Both Boyd-Barrett and McCann repeated on other occasions during the programme their opposition to the strike.

Of course the fact that the use of the 'British jobs for British workers' was a swipe at Gordon Brown - the fact that the BNP were run off the picket line when they turned up - the fact that by the third day of the protest the slogan had been dropped (in part measure due to the lead given by the elected strike committee) - the fact that contact was made with and support given to the foreign workers involved despite the efforts by the company to prevent it - and the fact that that the workers did exactly what Boyd-Barrett was suggesting in this interview i.e. targetting the company, their supporters and the government - is lost on Boyd-Barrett, McCann and the SWP.

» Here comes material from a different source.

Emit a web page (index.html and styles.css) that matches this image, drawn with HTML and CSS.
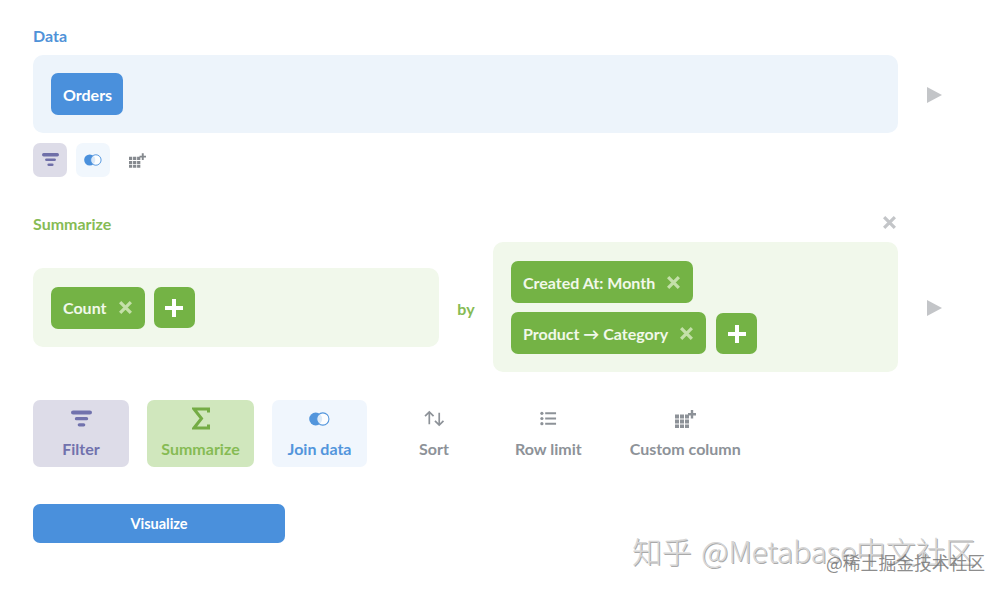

Of course Boyd-Barrett and mcCann may be blissfully unaware that the SWP in Britian changed it stance on the strike at Lyndsey when it was clear to the Brisith SWP leadership that they were completely out of step with what was actually happening on the ground. When the SWP finally turned up (after four days) at the Lyndsey strike to hand out a leaflet attacking the slogan 'British jobs for British workers', a mass meeting was taking place where a call for 'workers of the world to unite' was receiving a huge and sustained round of applause from the strikers.

But even more interesting that during the building workers strike in Ballybrack, Boyd-Barrett, the SWP and the PbP supported calls for the employment of local labour on the building sites.

When given an opportunity to have, not one, but two representatives on national radio - it beholds elements of the left not to mis-represent strike action and protests by workers and to make sure they know what they are actually talking about.